The most common way to think about landscape is through our perception of a view from a perspective; a way of seeing landscape that arose with the advent of landscape art during the Renaissance. Often that perspective has been one of an external viewer looking onto a scene. But what if we change our perspective and borrow from Tim Ingold, who borrowed from Martin Heiddeger, and think about landscape from the perspective of dwelling. Not external viewers of a scene but from the perspective of an actor within the scene. If we apply this to a cultural landscape than what makes up our cultural landscape at a point in time shifts as we move spatially about in that landscape. If we shift our perspective to that of a person dwelling within the scene than we can start to think of the multiple places that afford different views of a cultural landscape.

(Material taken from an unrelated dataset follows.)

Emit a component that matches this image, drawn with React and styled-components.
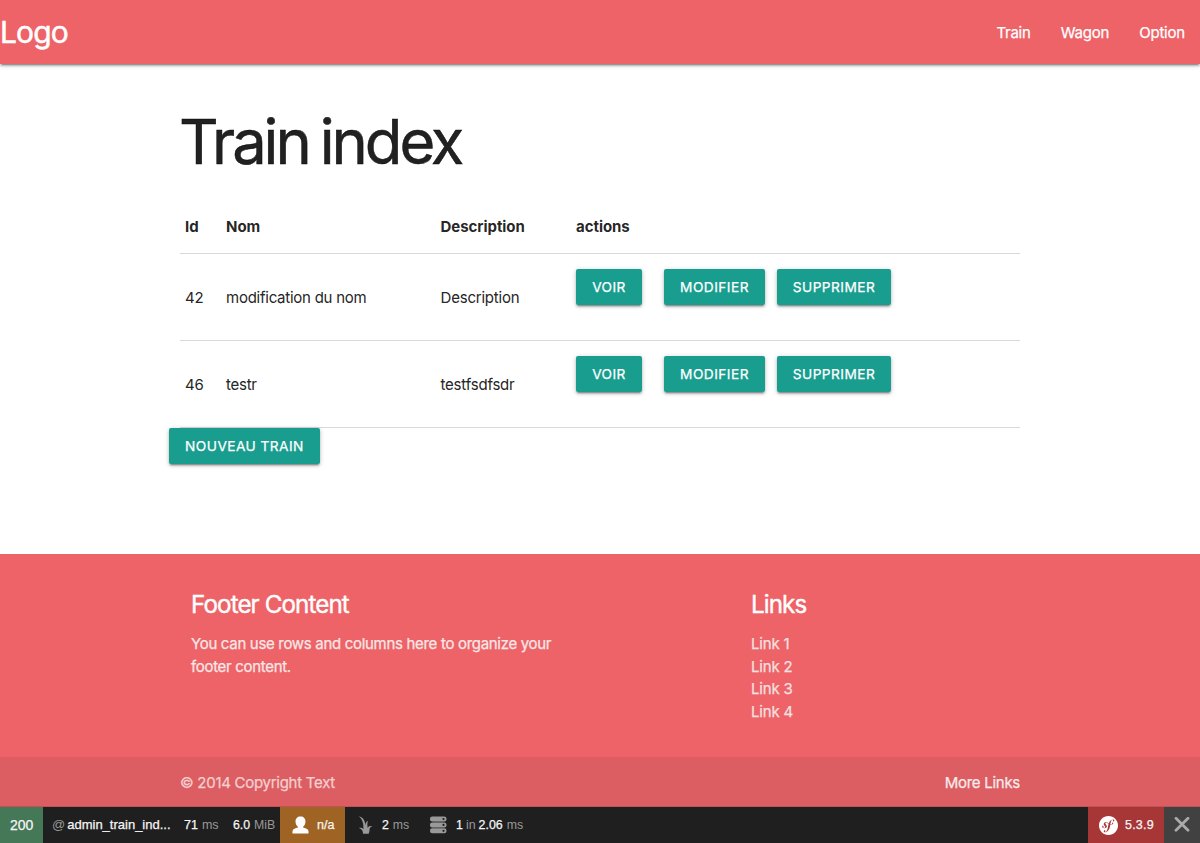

A cultural landscape has many vantage points as I move about within it. As I move among those vantage points the elements of which my view is composed also changes – each place within the cultural landscape affords a different meaning. The scale at which I can experience a cultural landscape is related to the range of view I have from a specific vantage point.  At some points I may be moving from one place to another on a lake that allows me a view of many things all at once.  At others I may be resting within a structure and my view is circumscribed by the walls and windows that makes up my landscape at that point in time.

Much thinking, writing and policy regarding cultural landscapes favours the abstraction of landscape as a view or a map. This has made it difficult to know how to represent and talk about landscape as experience. In part, this is because a cultural landscape is a composite made up of places and structures that are brought together by journeying between them and undertaking activities when we are at them.

As the introductory essay for this website my purpose is not to try and resolve these issues but rather to pose the problem of how we can begin to come to understand and represent cultural landscapes as experience.  What terminology can we use to discuss the different scales at which a cultural landscapes can be experienced? How do we think about the composition of a cultural landscape? What do we mean when we think of a cultural landscape as a site? What do we call the places and structures that make a cultural landscape meaningful? Is each cultural landscape that of an individual or can a cultural landscape be shared by a group of people? These questions become more and more important as the term “cultural landscape” is increasingly used within heritage policy and legislation. Such legislation often thinks about cultural landscapes as a composite view in which the structures of the view are to be conserved. In this website we would like to begin to think about cultural landscapes as a way of life of a people. Such an effort would seem to require increasing our understanding of the places and structures of a cultural landscape that make a way of life possible.  However, in order not to fall into the heritage trap it would also seem to require understanding the processes that can provide continuity between the past, present and future without loosing the authenticity of such ways of life.